8 C.F.R. § 212.8(b)(4) (1974) (promulgated at 38 Fed.Reg. 8590 (April 4, 1973)). This regulation was in force when Pistentis filed his application for investor status on June 18, 1976. The Board construed this 1973 version of the regulation in In re Ruangswang, Interim Decision No. 2546 (BIA December 27, 1976),*fn2 announced six months after Pistentis filed his application. It relied heavily on Heitland, concluding that "the criteria (in Heitland are) applicable as well to the regulation before us in this case (which specified that the investment must be of at least $10,000)." Id., slip op. at 5. In purporting to restate the test formulated in Heitland, the Board stated:

To qualify for investor status, the nature of the investment must be such that the investor is spending his energies in the management of the investment, rather than in performing labor which can be performed by a worker already in the United States, unless the business expands job opportunities thereby offsetting any adverse impact on the alien's own employment.

Id., slip op. at 6. Immediately before the Ruangswang decision, the INS once again changed the investor regulation, raising the capital requirement to $40,000 and adding the requirement that the alien be "a principal manager (of the enterprise) and that the enterprise will employ a person or persons in the United States . . . who are United States citizens or aliens lawfully admitted for permanent residence, exclusive of the alien, his spouse and children." 8 C.F.R. § 212.8(b)(4) (1977) (promulgated at 41 Fed.Reg. 37566 (September 7, 1976)). The parties agree that the regulation promulgated in 1976 is inapplicable to this case.

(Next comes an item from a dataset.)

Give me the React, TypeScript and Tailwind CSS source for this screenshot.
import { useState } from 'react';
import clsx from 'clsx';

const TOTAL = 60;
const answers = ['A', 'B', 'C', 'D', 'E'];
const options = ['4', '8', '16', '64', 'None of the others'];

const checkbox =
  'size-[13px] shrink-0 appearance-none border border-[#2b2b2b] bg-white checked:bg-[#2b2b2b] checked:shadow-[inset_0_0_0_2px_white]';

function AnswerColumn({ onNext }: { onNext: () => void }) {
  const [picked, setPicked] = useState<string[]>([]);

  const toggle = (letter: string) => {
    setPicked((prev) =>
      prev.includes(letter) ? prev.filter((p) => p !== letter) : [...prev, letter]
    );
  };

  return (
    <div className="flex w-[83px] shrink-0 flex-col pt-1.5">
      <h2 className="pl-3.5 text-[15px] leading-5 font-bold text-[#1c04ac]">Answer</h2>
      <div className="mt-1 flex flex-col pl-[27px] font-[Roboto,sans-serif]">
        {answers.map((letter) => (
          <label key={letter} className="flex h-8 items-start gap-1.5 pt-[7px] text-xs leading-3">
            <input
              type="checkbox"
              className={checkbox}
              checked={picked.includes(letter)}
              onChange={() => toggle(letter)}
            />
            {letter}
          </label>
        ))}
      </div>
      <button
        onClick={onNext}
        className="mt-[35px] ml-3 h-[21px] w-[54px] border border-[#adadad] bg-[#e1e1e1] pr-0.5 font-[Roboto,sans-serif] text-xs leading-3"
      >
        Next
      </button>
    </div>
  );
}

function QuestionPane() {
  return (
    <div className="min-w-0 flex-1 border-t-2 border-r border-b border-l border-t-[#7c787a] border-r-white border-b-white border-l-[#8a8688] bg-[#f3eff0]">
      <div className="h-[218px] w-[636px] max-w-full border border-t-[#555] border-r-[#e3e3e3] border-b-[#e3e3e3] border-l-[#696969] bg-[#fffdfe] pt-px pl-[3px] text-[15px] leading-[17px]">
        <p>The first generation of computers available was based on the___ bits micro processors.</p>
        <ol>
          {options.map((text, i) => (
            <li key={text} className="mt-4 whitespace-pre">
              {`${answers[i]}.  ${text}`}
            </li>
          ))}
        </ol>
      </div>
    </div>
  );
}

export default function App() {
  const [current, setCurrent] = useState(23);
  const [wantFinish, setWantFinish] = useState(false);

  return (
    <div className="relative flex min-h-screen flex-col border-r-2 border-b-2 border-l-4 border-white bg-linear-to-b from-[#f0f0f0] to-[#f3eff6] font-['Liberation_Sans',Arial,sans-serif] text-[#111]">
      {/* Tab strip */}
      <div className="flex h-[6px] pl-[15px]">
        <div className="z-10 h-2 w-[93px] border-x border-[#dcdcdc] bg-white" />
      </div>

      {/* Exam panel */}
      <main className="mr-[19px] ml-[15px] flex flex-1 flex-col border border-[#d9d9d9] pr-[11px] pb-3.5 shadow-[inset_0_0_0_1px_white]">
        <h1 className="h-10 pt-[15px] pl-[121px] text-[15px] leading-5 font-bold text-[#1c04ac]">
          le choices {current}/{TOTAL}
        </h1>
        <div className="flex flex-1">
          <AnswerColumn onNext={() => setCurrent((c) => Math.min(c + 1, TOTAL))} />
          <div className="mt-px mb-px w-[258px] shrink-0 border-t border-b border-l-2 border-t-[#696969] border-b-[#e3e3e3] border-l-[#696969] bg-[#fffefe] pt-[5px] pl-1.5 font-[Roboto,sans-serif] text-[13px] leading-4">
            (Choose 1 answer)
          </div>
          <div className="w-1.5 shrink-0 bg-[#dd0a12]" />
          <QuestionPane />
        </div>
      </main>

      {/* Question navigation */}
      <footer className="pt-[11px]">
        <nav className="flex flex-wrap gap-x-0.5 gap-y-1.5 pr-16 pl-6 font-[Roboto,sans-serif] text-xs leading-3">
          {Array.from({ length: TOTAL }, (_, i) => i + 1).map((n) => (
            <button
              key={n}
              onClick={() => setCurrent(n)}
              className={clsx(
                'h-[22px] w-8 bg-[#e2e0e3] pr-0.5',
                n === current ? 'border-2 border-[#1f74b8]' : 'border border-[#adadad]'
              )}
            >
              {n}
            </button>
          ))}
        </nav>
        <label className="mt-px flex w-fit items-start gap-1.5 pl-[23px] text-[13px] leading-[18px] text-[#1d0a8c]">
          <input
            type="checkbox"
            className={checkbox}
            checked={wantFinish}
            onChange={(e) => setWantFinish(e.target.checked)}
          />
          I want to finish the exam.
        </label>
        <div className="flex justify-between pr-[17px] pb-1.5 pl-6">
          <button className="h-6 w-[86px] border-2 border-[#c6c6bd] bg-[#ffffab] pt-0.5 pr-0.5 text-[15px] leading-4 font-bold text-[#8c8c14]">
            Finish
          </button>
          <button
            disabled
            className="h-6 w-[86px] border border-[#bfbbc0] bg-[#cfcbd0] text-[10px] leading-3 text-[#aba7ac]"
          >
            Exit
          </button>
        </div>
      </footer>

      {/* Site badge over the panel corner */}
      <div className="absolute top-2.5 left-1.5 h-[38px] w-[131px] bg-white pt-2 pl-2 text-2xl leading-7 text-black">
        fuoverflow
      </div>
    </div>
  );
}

The rapid and substantial changes in the investor regulation, both by administrative rulemaking and case law precedent, enhance the significance of the Deputy Associate Commissioner's decision in In re Ko, 14 I. & N. Dec. 349 (Dep.Assoc.Comm'r 1973), which emphasized that "any request for labor certification exemption as an "investor' filed previous to (a change in a relevant regulation) may be decided under either the current or previous regulation, Whichever is more favorable to the alien." Id. at 352 (emphasis added); See also In re Chiang, Interim Decision No. 2488, slip op. at 2 (BIA July 30, 1975); In re Lee, Interim Decision No. 2415, slip op. at 2 (BIA July 28, 1975); In re Lui, Interim Decision No. 2354, slip op. at 2 (BIA March 21, 1975). The implicit assumption*fn3 by the INS in Heitland is that case law interpretation of an administrative regulation is as valid as administrative rulemaking even when that interpretation effects a substantial change in the applicable standards. This assumption logically requires that the precept quoted from Ko be applicable to case law precedent as well as to the investor regulation itself. Thus, Pistentis should have been accorded the law most favorable to him, be it precedent or regulation, when the INS examined his application for change of status.

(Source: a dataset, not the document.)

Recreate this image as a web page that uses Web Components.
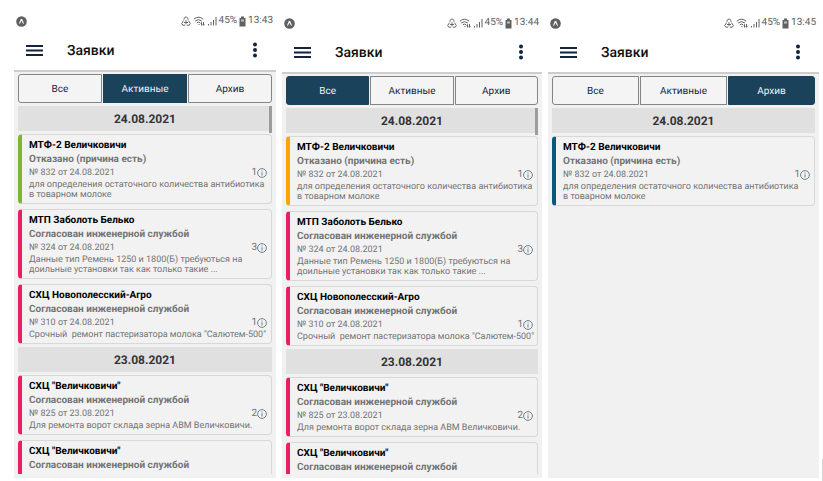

In rejecting Pistentis' application for change of status, the Board of Immigration Appeals relied on three decisions, Mehta v. INS, 574 F.2d 701 (2d Cir. 1978), Ruangswang, and Heitland. Only Heitland was decided before Pistentis filed his application. The precept announced in Ko requires us, therefore, to examine the Heitland opinion to determine if, fairly interpreted, it set forth the precept for which it was cited in Pistentis. The precept applied in Pistentis, slip op. at 2, was that when "an investment fails to substantially expand job opportunities in the United States, it does not qualify" under the investor exemption. Even if we were to agree with the INS that Ruangswang required the investment to expand substantially job opportunities in the United States,*fn4 we do not read Heitland as support for such an expansive proposition.

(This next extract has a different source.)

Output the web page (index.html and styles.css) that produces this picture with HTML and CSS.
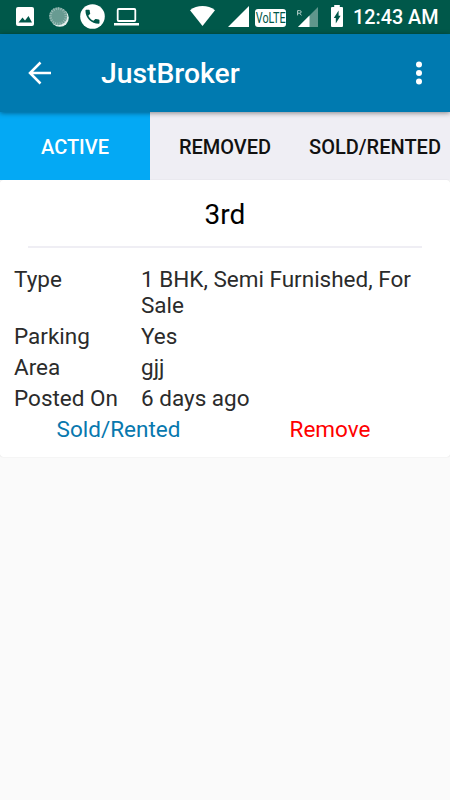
FILE: index.html
```html
<!DOCTYPE html>
<html lang="en">
<head>
    <meta charset="UTF-8" />
    <meta name="viewport" content="width=device-width, initial-scale=1.0" />
    <title>JustBroker</title>
    <link rel="stylesheet" href="styles.css">
</head>
<body>
    <div class="statusbar">
        <div class="notifications">
            <svg width="18" height="19" viewBox="0 0 18 19">
                <rect width="18" height="19" rx="2" fill="#fff" />
                <path d="M2.5 15.5l4-5 2.5 3 3.5-4.5 3.5 6.5z" fill="#00584a" />
            </svg>
            <svg width="20" height="20" viewBox="0 0 20 20">
                <circle cx="10.8" cy="10.8" r="9" fill="#e4efed" />
                <circle cx="9.2" cy="9.2" r="9" fill="#689b92" />
                <circle cx="9.2" cy="9.2" r="7.7" fill="none" stroke="#9bbdb7" stroke-width="2.5" stroke-dasharray="1 1.4" />
            </svg>
            <svg width="25" height="25" viewBox="0 0 25 25">
                <circle cx="12.5" cy="12.5" r="12.3" fill="#fff" />
                <path transform="translate(3.1 3.3) scale(.78)" d="M6.62 10.79c1.44 2.83 3.76 5.14 6.59 6.59l2.2-2.2c.27-.27.67-.36 1.02-.24 1.12.37 2.33.57 3.57.57.55 0 1 .45 1 1V20c0 .55-.45 1-1 1-9.39 0-17-7.61-17-17 0-.55.45-1 1-1h3.5c.55 0 1 .45 1 1 0 1.25.2 2.45.57 3.57.11.35.03.74-.25 1.02l-2.2 2.2z" fill="#00584a" />
            </svg>
            <svg width="25" height="18" viewBox="0 0 25 18">
                <rect x="3.7" y="1" width="17.6" height="12" rx="1" fill="none" stroke="#fff" stroke-width="1.8" />
                <path d="M0 15h25v2.5H0z" fill="#fff" />
            </svg>
        </div>
        <div class="system">
            <svg class="wifi" width="25" height="20" viewBox="0 0 25 20">
                <path d="M0 4.2C7-1.3 18-1.3 25 4.2L12.5 20z" fill="#fff" />
            </svg>
            <svg class="signal" width="21" height="21" viewBox="0 0 21 21">
                <path d="M21 0v21H0z" fill="#fff" />
            </svg>
            <span class="volte"><span>VoLTE</span></span>
            <svg class="roaming" width="21" height="20" viewBox="0 0 21 20">
                <path d="M21 0v20H1z" fill="#5f968c" />
                <path d="M12.5 8.5V20H1z" fill="#fff" />
                <path d="M.6 8.4V3.6h2q1.6 0 1.6 1.3T2.6 6.2h-2M2.7 6.2l1.7 2.2" fill="none" stroke="#b4cfca" />
            </svg>
            <svg class="battery" width="12" height="22" viewBox="0 0 12 22">
                <path d="M3.2 0h5.6v2H11q1 0 1 1v18q0 1-1 1H1q-1 0-1-1V3q0-1 1-1h2.2z" fill="#fff" />
                <path d="M7.6 5.5v5.2h2l-4.8 7.8v-5.5h-2z" fill="#00584a" />
            </svg>
            <span class="time">12:43 AM</span>
        </div>
    </div>

    <div class="navbar">
        <svg width="24" height="24" viewBox="0 0 24 24">
            <path d="M12.5 1.5L2 12l10.5 10.5M2 12h21" fill="none" stroke="#fff" stroke-width="2.5" />
        </svg>
        <h1>JustBroker</h1>
        <svg class="menu" width="6" height="24" viewBox="0 0 6 24">
            <circle cx="3" cy="3.5" r="3" fill="#fff" />
            <circle cx="3" cy="12" r="3" fill="#fff" />
            <circle cx="3" cy="20.5" r="3" fill="#fff" />
        </svg>
    </div>

    <div class="tabs">
        <div class="tab active"><span>ACTIVE</span></div>
        <div class="tab"><span>REMOVED</span></div>
        <div class="tab"><span>SOLD/RENTED</span></div>
    </div>

    <div class="card">
        <h2>3rd</h2>
        <div class="details">
            <span>Type</span><span>1 BHK, Semi Furnished, For Sale</span>
            <span>Parking</span><span>Yes</span>
            <span>Area</span><span>gjj</span>
            <span>Posted On</span><span>6 days ago</span>
        </div>
        <div class="actions">
            <a class="sold">Sold/Rented</a>
            <a class="remove">Remove</a>
        </div>
    </div>
</body>
</html>
```
FILE: styles.css
```css
* {
    margin: 0;
    padding: 0;
    box-sizing: border-box;
}
body {
    font-family: Roboto, sans-serif;
    background-color: #fafafa;
    min-height: 800px;
}
svg {
    display: block;
    flex-shrink: 0;
}
.statusbar {
    height: 34px;
    background-color: #00584a;
    display: flex;
    justify-content: space-between;
    padding: 0 13px 0 16px;
    color: white;
}
.notifications {
    display: flex;
    align-items: center;
    gap: 11px;
    height: 33px;
}
.notifications svg:nth-child(2) {
    margin-left: 4px;
}
.notifications svg:last-child {
    margin-left: -2px;
}
.system {
    display: flex;
    align-items: flex-start;
}
.wifi {
    margin-top: 6px;
}
.signal {
    margin: 6px 0 0 13px;
}
.volte {
    width: 31px;
    height: 18px;
    margin: 9px 0 0 6px;
    background-color: white;
    border-radius: 3px;
    color: #00584a;
    font-size: 15px;
    line-height: 18px;
    display: flex;
    justify-content: center;
}
.volte span {
    transform: scaleX(0.72);
}
.roaming {
    margin: 7px 0 0 11px;
}
.battery {
    margin: 5px 0 0 13px;
}
.time {
    width: 84px;
    margin-left: 10px;
    font-size: 19.8px;
    font-weight: 500;
    line-height: 36px;
    white-space: nowrap;
}
.navbar {
    height: 78px;
    background-color: #007ab0;
    padding: 0 28px;
    display: flex;
    align-items: center;
    position: relative;
    box-shadow: 0 1px 5px rgba(0, 0, 0, 0.45);
}
.navbar h1 {
    color: white;
    font-size: 28.3px;
    font-weight: 500;
    line-height: 34px;
    margin: 2px 0 0 49px;
}
.navbar .menu {
    margin-left: auto;
}
.tabs {
    display: grid;
    grid-template-columns: repeat(3, 1fr);
    height: 68px;
    background-color: #efeef4;
}
.tab {
    display: flex;
    align-items: center;
    justify-content: center;
    padding-top: 2px;
    color: #111;
    font-size: 20px;
    font-weight: 500;
    white-space: nowrap;
}
.tab.active {
    background-color: #04a9f4;
    color: white;
}
.card {
    height: 277px;
    background-color: white;
    border-radius: 3px;
    box-shadow: 0 0 1px rgba(0, 0, 0, 0.2);
}
.card h2 {
    height: 68px;
    margin: 0 28px;
    border-bottom: 2px solid #efeef4;
    color: black;
    font-size: 28px;
    font-weight: 400;
    line-height: 69px;
    text-align: center;
}
.details {
    display: grid;
    grid-template-columns: 127px 1fr;
    row-gap: 5px;
    padding: 18px 14px 5px;
    color: #2b2b2b;
    font-size: 22.5px;
    line-height: 26px;
}
.actions {
    display: grid;
    grid-template-columns: 237px 1fr;
    padding-right: 27px;
    text-align: center;
    font-size: 22.5px;
    line-height: 26px;
}
.sold {
    color: #0878ae;
}
.remove {
    color: #ff0000;
}
```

Heitland required that the investment either tend to expand job opportunities Or be of an amount adequate to insure that the alien's primary function will not be as a skilled or unskilled laborer. Fairly read, the second alternative under Heitland may indeed, as Pistentis argues, allow an alien who works in his own business to claim investor status when his investment supports only him, without creating additional jobs. Shortly after deciding Heitland, for example, the Board wrote in another decision construing the investor regulation that "(i)n many instances a bona fide investor will properly be able to engage in activities of a skilled or unskilled nature. Matter of Heitland, Interim Decision 2259 (BIA 1974) . . . ." In re Ahmad, Interim Decision No. 2316, slip op. at 4 (BIA August 23, 1974). But our disposition of this case does not require us to determine whether, under Heitland, Pistentis should have been accorded investor status. Because we read Ruangswang to be a substantial change in immigration board case law,*fn5 we believe that the Board's application of Ruangswang's standards to an application filed almost six months prior to that decision was improper. Without relying on notions of fundamental fairness or estoppel, we simply hold the Immigration and Naturalization Service to the spirit of the administrative determination announced in Ko : Any request for labor certification exemption as an "investor" should be decided under either current or previous precepts, whichever is more favorable to the alien. Accordingly, in this case we believe that petitioner's application should be considered under immigration service decisions in force at the time of his application rather than decisions less favorable to him handed down thereafter.


Because we are ordering a remand, we believe that an important issue should be met by the immigration judge in the first instance: whether petitioner had in fact established a $10,000 investment. Although actively presented in the case, the immigration judge decided that it was unnecessary to decide this issue. We disagree. We believe that the amount of the investment should have been a threshold determination.

Accordingly, the petition for review will be granted. The order of the Board of Immigration Appeals dated November 14, 1978 will be vacated and the cause remanded for proceedings in accordance with the foregoing.